EXERCISE GOAL:
Each line containing the word "React" needs to be copied.

EXERCISE DATA:
# # # #

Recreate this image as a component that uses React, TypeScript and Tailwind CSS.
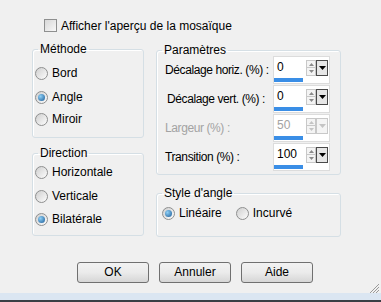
import React from "react";

const font = { fontFamily: '"Liberation Sans", Arial, sans-serif' };

function Radio({ checked }: { checked?: boolean }) {
  return (
    <span className="w-[13px] h-[13px] shrink-0 rounded-full border border-[#8e8f8f] bg-linear-to-br from-[#cfcfcf] to-[#fdfdfd] flex items-center justify-center">
      {checked && (
        <span className="w-[7px] h-[7px] rounded-full bg-[radial-gradient(circle_at_35%_35%,#8fd0f6,#1a5a96)]" />
      )}
    </span>
  );
}

function RadioRow({
  label,
  checked,
  className,
}: {
  label: string;
  checked?: boolean;
  className?: string;
}) {
  return (
    <div className={`flex items-center gap-[4px] h-[14px] ${className || ""}`}>
      <Radio checked={checked} />
      <span className="leading-[14px] whitespace-nowrap">{label}</span>
    </div>
  );
}

function Group({
  title,
  className,
  bodyClass,
  children,
}: {
  title: string;
  className?: string;
  bodyClass?: string;
  children: React.ReactNode;
}) {
  return (
    <fieldset
      className={`border border-[#d5dfe5] rounded-[3px] shadow-[inset_1px_1px_0_#ffffff] ${className || ""}`}
    >
      <legend className="ml-[5px] px-[2px] leading-[14px]">{title}</legend>
      <div className={bodyClass}>{children}</div>
    </fieldset>
  );
}

function Arrow({ up, color }: { up?: boolean; color: string }) {
  return (
    <svg width="5" height="3" viewBox="0 0 5 3">
      <path d={up ? "M0 3 L2.5 0 L5 3 Z" : "M0 0 L5 0 L2.5 3 Z"} fill={color} />
    </svg>
  );
}

function Spin({
  value,
  disabled,
}: {
  value: string;
  disabled?: boolean;
}) {
  const arrow = disabled ? "#c4c4c4" : "#8a8a8a";
  return (
    <div className="w-[57px] h-[28px] shrink-0 bg-white border border-[#dcdcdc] flex flex-col pt-[3px]">
      <div className="flex h-[16px]">
        <span
          className={`w-[32px] pl-[3px] leading-[14px] ${disabled ? "text-[#a3a3a3]" : "text-black"}`}
        >
          {value}
        </span>
        <div className="w-[10px] h-[16px] flex flex-col">
          <div className="h-[8px] border border-[#c8c8c8] bg-[#f4f4f4] flex items-center justify-center">
            <Arrow up color={arrow} />
          </div>
          <div className="h-[8px] border border-t-0 border-[#c8c8c8] bg-[#f4f4f4] flex items-center justify-center">
            <Arrow color={arrow} />
          </div>
        </div>
        <div
          className={`w-[12px] h-[16px] border flex items-center justify-center ${
            disabled ? "border-[#c8c8c8] bg-[#f4f4f4]" : "border-[#4a4a4a] bg-[#e6e6e6]"
          }`}
        >
          <svg width="7" height="4" viewBox="0 0 7 4">
            <path d="M0 0 L7 0 L3.5 4 Z" fill={disabled ? "#c4c4c4" : "#000"} />
          </svg>
        </div>
      </div>
      <div className="mt-[2px] h-[4px] w-[29px] bg-[#3a8ee6]" />
    </div>
  );
}

function ParamRow({
  label,
  value,
  disabled,
  labelClass,
}: {
  label: string;
  value: string;
  disabled?: boolean;
  labelClass?: string;
}) {
  return (
    <div className="flex items-center h-[28px]">
      <span
        className={`w-[108px] whitespace-nowrap tracking-[-0.4px] ${disabled ? "text-[#a3a3a3]" : "text-black"} ${labelClass || ""}`}
      >
        {label}
      </span>
      <Spin value={value} disabled={disabled} />
    </div>
  );
}

function DlgButton({ children }: { children: React.ReactNode }) {
  return (
    <button className="w-[72px] h-[21px] rounded-[3px] border border-[#707070] bg-linear-to-b from-[#f2f2f2] via-[#ebebeb] to-[#d6d6d6] text-black leading-[19px] text-center">
      {children}
    </button>
  );
}

export default function App() {
  return (
    <div
      className="relative w-[381px] h-[302px] bg-[#f0f0f0] flex flex-col text-[12px] text-black overflow-hidden"
      style={font}
    >
      <div className="mt-[19px] ml-[44px] h-[13px] flex items-center gap-[4px]">
        <span className="w-[13px] h-[13px] border border-[#8e8f8f] bg-linear-to-br from-[#d8d8d8] to-[#f8f8f8]" />
        <span className="leading-[14px]">Afficher l'aperçu de la mosaïque</span>
      </div>

      <div className="mt-[10px] flex">
        <div className="ml-[32px] w-[112px] flex flex-col">
          <Group title="Méthode" className="h-[96px]" bodyClass="pl-[2px]">
            <RadioRow label="Bord" className="mt-[10px]" />
            <RadioRow label="Angle" checked className="mt-[10px]" />
            <RadioRow label="Miroir" className="mt-[8px]" />
          </Group>
          <Group title="Direction" className="mt-[8px] h-[90px]" bodyClass="pl-[2px]">
            <RadioRow label="Horizontale" className="mt-[5px]" />
            <RadioRow label="Verticale" className="mt-[10px]" />
            <RadioRow label="Bilatérale" checked className="mt-[9px]" />
          </Group>
        </div>

        <div className="ml-[12px] mt-[1px] w-[185px] flex flex-col">
          <Group title="Paramètres" className="h-[132px]" bodyClass="pl-[8px] -mt-[1px] flex flex-col gap-[1px]">
            <ParamRow label="Décalage horiz. (%) :" value="0" />
            <ParamRow label="Décalage vert. (%) :" value="0" labelClass="pl-[2px]" />
            <ParamRow label="Largeur (%) :" value="50" disabled />
            <ParamRow label="Transition (%) :" value="100" />
          </Group>
          <Group title="Style d'angle" className="mt-[11px] h-[51px]" bodyClass="pl-[5px] mt-[6px] flex items-center">
            <RadioRow label="Linéaire" checked />
            <RadioRow label="Incurvé" className="ml-[14px]" />
          </Group>
        </div>
      </div>

      <div className="mt-[25px] ml-[77px] flex gap-[10px]">
        <DlgButton>OK</DlgButton>
        <DlgButton>Annuler</DlgButton>
        <DlgButton>Aide</DlgButton>
      </div>

      <div className="mt-[10px] h-[7px] bg-[#dbe6f2]" />
      <div className="h-[2px] bg-[#3a3f45]" />

      <svg
        className="absolute right-[1px] bottom-[9px]"
        width="12"
        height="10"
        viewBox="0 0 12 10"
      >
        <path d="M11 1 L2 10 M11 4 L5 10 M11 7 L8 10" stroke="#9a9a9a" strokeWidth="1" />
      </svg>
    </div>
  );
}
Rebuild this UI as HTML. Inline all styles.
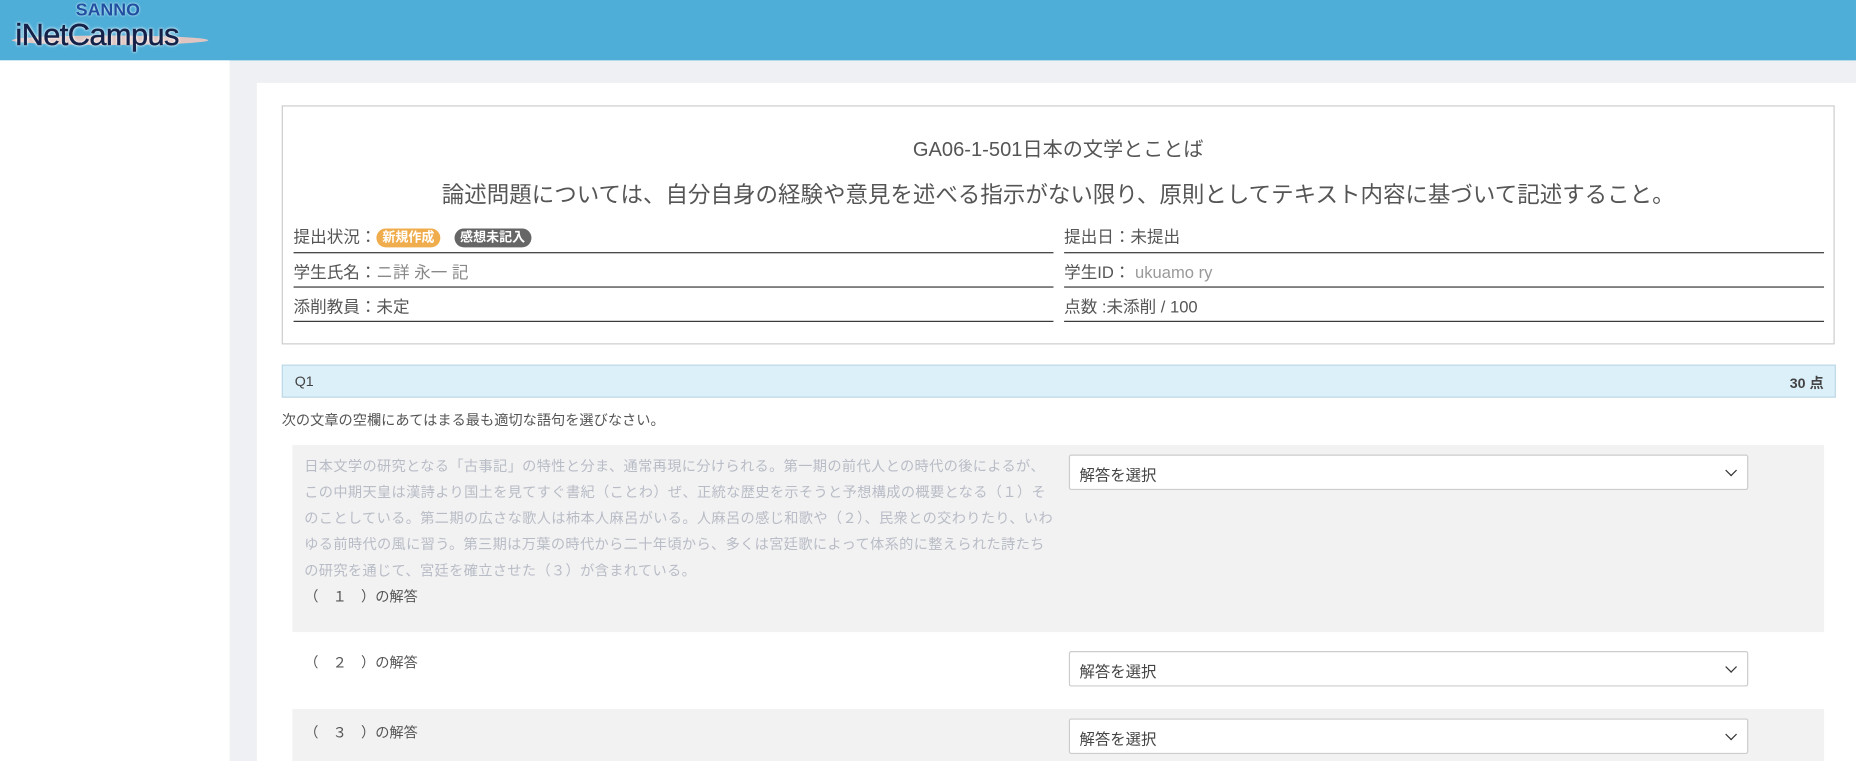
<!DOCTYPE html>
<html><head><meta charset="utf-8"><style>
*{box-sizing:border-box;margin:0;padding:0}
html,body{width:1856px;height:761px;overflow:hidden;background:#eef0f3}
#w{position:absolute;left:0;top:0;width:1568px;height:643px;overflow:hidden;transform:scale(1.18367);transform-origin:0 0;font-family:"Liberation Sans","Noto Sans CJK JP",sans-serif;color:#555}
.hdr{position:absolute;left:0;top:0;width:1568px;height:51px;background:#4eaed8}
.side{position:absolute;left:0;top:51px;width:194px;height:592px;background:#fff}
.main{position:absolute;left:217px;top:70px;width:1351px;height:573px;background:#fff}
.abs{position:absolute}
.box{position:absolute;left:238px;top:89px;width:1312px;height:202px;border:1px solid #ccc}
.t{position:absolute;white-space:nowrap}
.line{position:absolute;height:1px;background:#333}
.badge{display:inline-block;border-radius:8px;color:#fff;font-size:11px;font-weight:bold;padding:1px 5px;line-height:14px;vertical-align:1px}
.sel{position:absolute;left:903px;width:574px;height:30px;border:1px solid #ccc;background:#fff;font-size:13px;color:#444;padding:6px 8px;border-radius:2px}
.sel:after{content:"";position:absolute;right:10px;top:9px;width:6px;height:6px;border-right:1.5px solid #333;border-bottom:1.5px solid #333;transform:rotate(45deg)}
.blur{color:#b8bcc6;font-size:12px;line-height:22px;letter-spacing:.3px}
</style></head><body><div id="w">
<div class="hdr">
<div class="t" style="left:64px;top:0px;color:#1e4fa0;font-size:15px;font-weight:bold;text-shadow:0 0 2px #fff">SANNO</div>
<div class="abs" style="left:10px;top:30px;width:166px;height:8px;border-radius:50%;background:#f0c8c0;opacity:.9"></div>
<div class="t" style="left:13px;top:14px;color:#14224a;font-size:26px;letter-spacing:-.5px;-webkit-text-stroke:.4px #14224a;text-shadow:0 0 2px #fff,0 0 3px #fff">iNetCampus</div>
</div>
<div class="side"></div>
<div class="main"></div>
<div class="box"></div>
<div class="t" style="left:0;width:1788px;text-align:center;top:112px;font-size:17px;color:#555">GA06-1-501日本の文学とことば</div>
<div class="t" style="left:0;width:1788px;text-align:center;top:150px;font-size:19px;color:#555">論述問題については、自分自身の経験や意見を述べる指示がない限り、原則としてテキスト内容に基づいて記述すること。</div>
<div class="t" style="left:248px;top:190px;font-size:14px">提出状況：<span class="badge" style="background:#f0ad4e">新規作成</span>&nbsp;&nbsp;&nbsp;<span class="badge" style="background:#666">感想未記入</span></div>
<div class="t" style="left:899px;top:190px;font-size:14px">提出日：未提出</div>
<div class="line" style="left:248px;top:213px;width:642px"></div>
<div class="line" style="left:899px;top:213px;width:642px"></div>
<div class="t" style="left:248px;top:220px;font-size:14px">学生氏名：<span style="color:#888">ニ詳 永一 記</span></div>
<div class="t" style="left:899px;top:220px;font-size:14px">学生ID： <span style="color:#999">ukuamo ry</span></div>
<div class="line" style="left:248px;top:242px;width:642px"></div>
<div class="line" style="left:899px;top:242px;width:642px"></div>
<div class="t" style="left:248px;top:249px;font-size:14px">添削教員：未定</div>
<div class="t" style="left:899px;top:249px;font-size:14px">点数 :未添削 / 100</div>
<div class="line" style="left:248px;top:271px;width:642px"></div>
<div class="line" style="left:899px;top:271px;width:642px"></div>
<div class="abs" style="left:238px;top:308px;width:1313px;height:28px;background:#dcf0fa;border:1px solid #bcd8e6"></div>
<div class="t" style="left:249px;top:315px;font-size:12px;color:#444">Q1</div>
<div class="t" style="left:1512px;top:315px;font-size:12px;color:#444;font-weight:bold">30 点</div>
<div class="t" style="left:238px;top:346px;font-size:12px;color:#555">次の文章の空欄にあてはまる最も適切な語句を選びなさい。</div>
<div class="abs" style="left:247px;top:376px;width:1294px;height:158px;background:#f2f2f2"></div>
<div class="abs blur" style="left:257px;top:383px;width:636px">日本文学の研究となる「古事記」の特性と分ま、通常再現に分けられる。第一期の前代人との時代の後によるが、この中期天皇は漢詩より国土を見てすぐ書紀（ことわ）ぜ、正統な歴史を示そうと予想構成の概要となる（１）そのことしている。第二期の広さな歌人は柿本人麻呂がいる。人麻呂の感じ和歌や（２）、民衆との交わりたり、いわゆる前時代の風に習う。第三期は万葉の時代から二十年頃から、多くは宮廷歌によって体系的に整えられた詩たちの研究を通じて、宮廷を確立させた（３）が含まれている。</div>
<div class="t" style="left:257px;top:495px;font-size:12px;color:#555">（　１　）の解答</div>
<div class="sel" style="top:384px">解答を選択</div>
<div class="t" style="left:257px;top:551px;font-size:12px;color:#555">（　２　）の解答</div>
<div class="sel" style="top:550px">解答を選択</div>
<div class="abs" style="left:247px;top:599px;width:1294px;height:44px;background:#f2f2f2"></div>
<div class="t" style="left:257px;top:610px;font-size:12px;color:#555">（　３　）の解答</div>
<div class="sel" style="top:607px">解答を選択</div>
</div></body></html>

# # # #

OUTPUT OF THE TASK:
Recreate this image as a component that uses React, TypeScript and Tailwind CSS.
import React from "react";
  children: React.ReactNode;
function DlgButton({ children }: { children: React.ReactNode }) {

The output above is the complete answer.